Crystal-Plane Effects on the Catalytic Properties of Au/TiO2

In this work, Au nanoparticles are loaded on TiO2 nanocrystals with different crystal planes exposed ({100}, {101}, and {001} planes) to investigate the crystal-plane effect on the catalytic properties of Au/TiO2 catalyst. Kinetic studies of CO oxidation show that the catalytic activities of three as-prepared Au/TiO2 samples follow this order: Au/TiO2-{100} > Au/TiO2-{101} > Au/TiO2-{001}. Furthermore, different mechanisms exist at low temperatures (<320 K) and high temperatures (>320 K). With the help of ex-situ XPS and in situ DRIFTS, the interactions between substrate molecules and different Au/TiO2 interfaces are investigated.

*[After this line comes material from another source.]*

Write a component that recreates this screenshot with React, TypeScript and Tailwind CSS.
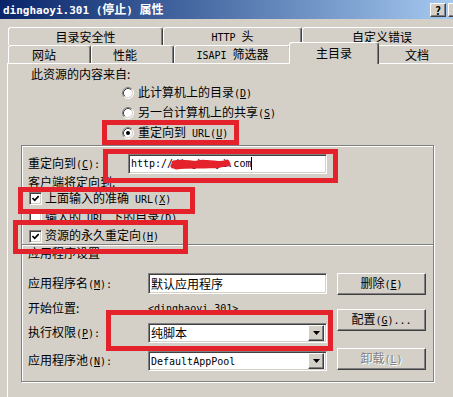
import type { ReactNode } from "react";

const sunken =
    "border border-t-[#808080] border-l-[#808080] border-b-white border-r-white shadow-[inset_1px_1px_0_#404040,inset_-1px_-1px_0_#d4d0c8]";
const raised =
    "border border-t-white border-l-white border-b-[#404040] border-r-[#404040] shadow-[inset_-1px_-1px_0_#808080]";
const etched = "border border-[#808080] shadow-[inset_1px_1px_0_#fff,1px_1px_0_#fff]";
const RED = "absolute border-[5px] border-[#e3222b]";

// "&X" marks the underlined access key
function mn(t: string) {
    const i = t.indexOf("&");
    if (i < 0) return t;
    return (
        <>
            {t.slice(0, i)}
            <u>{t[i + 1]}</u>
            {t.slice(i + 2)}
        </>
    );
}

// latin runs in a mono face, cjk runs in Noto
function Tx({ s, big }: { s: string; big?: boolean }) {
    const parts: { t: string; a: boolean }[] = [];
    for (const ch of s) {
        const a = ch.charCodeAt(0) < 128;
        const last = parts[parts.length - 1];
        if (last && last.a === a) last.t += ch;
        else parts.push({ t: ch, a });
    }
    return (
        <span className="whitespace-pre">
            {parts.map((p, i) =>
                p.a ? (
                    <span
                        key={i}
                        className={`font-['DejaVu_Sans_Mono',monospace] ${big ? "text-[11px]" : "text-[10px]"}`}
                    >
                        {mn(p.t)}
                    </span>
                ) : (
                    <span key={i}>{p.t}</span>
                )
            )}
        </span>
    );
}

function Radio({ on }: { on?: boolean }) {
    return (
        <svg width="12" height="12" viewBox="0 0 12 12" className="shrink-0">
            <circle cx="6" cy="6" r="5" fill="#fff" />
            <path d="M2.11 9.89A5.5 5.5 0 0 1 9.89 2.11" stroke="#808080" fill="none" />
            <path d="M9.89 2.11A5.5 5.5 0 0 1 2.11 9.89" stroke="#fff" fill="none" />
            <path d="M2.82 9.18A4.5 4.5 0 0 1 9.18 2.82" stroke="#404040" fill="none" />
            <path d="M9.18 2.82A4.5 4.5 0 0 1 2.82 9.18" stroke="#d4d0c8" fill="none" />
            {on && <circle cx="6" cy="6" r="2" fill="#000" />}
        </svg>
    );
}

function Check({ on }: { on?: boolean }) {
    return (
        <span className={`w-[13px] h-[13px] bg-white shrink-0 flex items-center justify-center ${sunken}`}>
            {on && (
                <svg width="7" height="7" viewBox="0 0 7 7">
                    <path d="M0.5 3 L2.7 5.3 L6.7 1" stroke="#000" strokeWidth="1.7" fill="none" />
                </svg>
            )}
        </span>
    );
}

function Tab({ w, children, pl }: { w: string; children: ReactNode; pl?: string }) {
    return (
        <div
            className={`${w} h-[18px] shrink-0 flex items-center ${pl ?? "justify-center"} border-t border-l border-r border-t-white border-l-white border-r-[#404040] rounded-t-[3px] shadow-[inset_-1px_0_0_#808080] bg-[#d4d0c8]`}
        >
            {children}
        </div>
    );
}

function Btn({ children, off }: { children: ReactNode; off?: boolean }) {
    return (
        <div
            className={`w-[89px] h-[22px] flex items-center justify-center bg-[#d4d0c8] ${raised} ${off ? "text-[#808080] [text-shadow:1px_1px_0_#fff]" : ""}`}
        >
            {children}
        </div>
    );
}

function Drop({ children }: { children: ReactNode }) {
    return (
        <div className={`w-[179px] h-[20px] bg-white flex items-center pl-[2px] pr-[2px] ${sunken}`}>
            <span className="flex-1">{children}</span>
            <span className={`w-[16px] h-[16px] bg-[#d4d0c8] flex items-center justify-center ${raised}`}>
                <svg width="7" height="4" viewBox="0 0 7 4">
                    <path d="M0 0h7L3.5 4z" fill="#000" />
                </svg>
            </span>
        </div>
    );
}

export default function App() {
    return (
        <div className="relative w-[453px] h-[397px] overflow-hidden bg-[#d4d0c8] text-black text-[12px] leading-[14px] font-['Noto_Sans_CJK_SC',sans-serif]">
            {/* title bar */}
            <div className="h-[19px] flex items-center pl-[3px] bg-linear-to-r from-[#0a246a] to-[#a6caf0]">
                <span className="text-white font-bold">
                    <Tx s="dinghaoyi.301 (停止) 属性" big />
                </span>
                <div className="ml-auto mr-[-11px] flex gap-[2px]">
                    <div className={`w-[16px] h-[14px] bg-[#d4d0c8] flex items-center justify-center font-bold text-[11px] ${raised}`}>
                        ?
                    </div>
                    <div className={`w-[16px] h-[14px] bg-[#d4d0c8] ${raised}`} />
                </div>
            </div>

            {/* tabs, back row */}
            <div className="mt-[8px] pl-[8px] flex h-[18px]">
                <Tab w="w-[155px]">目录安全性</Tab>
                <Tab w="w-[139px]">
                    <Tx s="HTTP 头" />
                </Tab>
                <Tab w="w-[160px]">自定义错误</Tab>
            </div>
            {/* tabs, front row */}
            <div className="pl-[8px] flex items-end h-[18px]">
                <Tab w="w-[83px]" pl="pl-[23px]">网站</Tab>
                <Tab w="w-[83px]" pl="pl-[21px]">性能</Tab>
                <Tab w="w-[117px]">
                    <Tx s="ISAPI 筛选器" />
                </Tab>
                <div className="relative z-10 w-[90px] h-[22px] -mx-[2px] mb-[-1px] shrink-0 flex items-start pt-[3px] justify-center bg-[#d4d0c8] border-t border-l border-r border-t-white border-l-white border-r-[#404040] rounded-t-[3px] shadow-[inset_-1px_0_0_#808080]">
                    主目录
                </div>
                <Tab w="w-[80px]">文档</Tab>
            </div>

            {/* page */}
            <div className="ml-[7px] border-t border-l border-white flex flex-col h-[400px]">
                <div className="h-[19px] flex items-center pl-[23px]">此资源的内容来自:</div>
                <div className="h-[20px] flex items-center gap-[4px] pl-[114px]">
                    <Radio />
                    <Tx s="此计算机上的目录(&D)" />
                </div>
                <div className="h-[20px] flex items-center gap-[4px] pl-[114px]">
                    <Radio />
                    <Tx s="另一台计算机上的共享(&S)" />
                </div>
                <div className="h-[19px] flex items-center gap-[4px] pl-[114px]">
                    <Radio on />
                    <Tx s="重定向到 URL(&U)" />
                </div>

                <div className={`mt-[3px] ml-[13px] w-[413px] h-[237px] flex flex-col ${etched}`}>
                    <div className="pl-[6px] flex flex-col">
                        <div className="mt-[7px] h-[21px] flex items-center">
                            <span className="w-[100px]">
                                <Tx s="重定向到(&C):" />
                            </span>
                            <div className={`w-[199px] h-[20px] bg-white flex items-center pl-[2px] font-['DejaVu_Sans_Mono',monospace] text-[10px] whitespace-pre ${sunken}`}>
                                <span>http://</span>
                                <span className="relative">
                                    dinghaoyi
                                    <svg width="62" height="14" viewBox="0 0 62 14" className="absolute left-[-3px] top-0">
                                        <path
                                            d="M3 9 C10 5 16 10 24 7 S36 5 42 8 S52 6 58 7 M4 6 C14 3 22 8 32 6 S48 9 57 5 M6 10 C20 8 34 10 50 8"
                                            stroke="#e3222b"
                                            strokeWidth="5"
                                            fill="none"
                                            strokeLinecap="round"
                                        />
                                    </svg>
                                </span>
                                <span>.com</span>
                                <span className="w-px h-[13px] bg-black" />
                            </div>
                        </div>
                        <div className="h-[16px] flex items-center">客户端将定向到:</div>
                        <div className="h-[17px] flex items-center gap-[3px] pl-[1px]">
                            <Check on />
                            <Tx s="上面输入的准确 URL(&X)" />
                        </div>
                        <div className="h-[21px] flex items-center gap-[3px] pl-[1px]">
                            <Check />
                            <Tx s="输入的 URL 下的目录(&D)" />
                        </div>
                        <div className="h-[16px] flex items-center gap-[3px] pl-[1px]">
                            <Check on />
                            <Tx s="资源的永久重定向(&H)" />
                        </div>
                    </div>

                    <div className="h-[2px] border-t border-b border-t-[#808080] border-b-white" />

                    <div className="pl-[6px] pr-[7px] flex flex-col">
                        <div className="h-[14px] flex items-center">应用程序设置</div>
                        <div className="mt-[12px] flex">
                            <div className="w-[299px] flex flex-col">
                                <div className="h-[23px] flex items-center">
                                    <span className="w-[120px]">
                                        <Tx s="应用程序名(&M):" />
                                    </span>
                                    <div className={`w-[179px] h-[21px] bg-white flex items-center pl-[2px] ${sunken}`}>
                                        默认应用程序
                                    </div>
                                </div>
                                <div className="h-[25px] flex items-center">
                                    <span className="w-[120px]">开始位置:</span>
                                    <Tx s="<dinghaoyi.301>" />
                                </div>
                                <div className="h-[25px] flex items-center">
                                    <span className="w-[120px]">
                                        <Tx s="执行权限(&P):" />
                                    </span>
                                    <Drop>纯脚本</Drop>
                                </div>
                                <div className="h-[31px] flex items-center">
                                    <span className="w-[120px]">
                                        <Tx s="应用程序池(&N):" />
                                    </span>
                                    <Drop>
                                        <Tx s="DefaultAppPool" />
                                    </Drop>
                                </div>
                            </div>
                            <div className="ml-[10px] pt-[1px] flex flex-col">
                                <Btn>
                                    <Tx s="删除(&E)" />
                                </Btn>
                                <div className="mt-[14px]">
                                    <Btn>
                                        <Tx s="配置(&G)..." />
                                    </Btn>
                                </div>
                                <div className="mt-[17px]">
                                    <Btn off>
                                        <Tx s="卸载(&L)" />
                                    </Btn>
                                </div>
                            </div>
                        </div>
                    </div>
                </div>
            </div>

            {/* red annotation boxes drawn over the dialog */}
            <div className={`${RED} left-[102px] top-[120px] w-[137px] h-[25px]`} />
            <div className={`${RED} left-[103px] top-[149px] w-[235px] h-[34px]`} />
            <div className={`${RED} left-[18px] top-[187px] w-[177px] h-[27px]`} />
            <div className={`${RED} left-[13px] top-[220px] w-[175px] h-[34px]`} />
            <div className={`${RED} left-[106px] top-[310px] w-[227px] h-[41px]`} />
        </div>
    );
}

We find that the activation of O-2 and the formation and desorption of carbonates are greatly dependent on the crystal planes of the TiO2 support. Furthermore, we use CO oxidation as a probe reaction to study the relationships between surface structures and catalytic properties in Au/TiO2. The catalytic behaviors of three Au/TiO2 catalysts are well correlated with the spectroscopic results. On the basis of this work, we believe that tuning the crystal plane of TiO2 support will be an effective strategy to control the catalytic properties of Au/TiO2.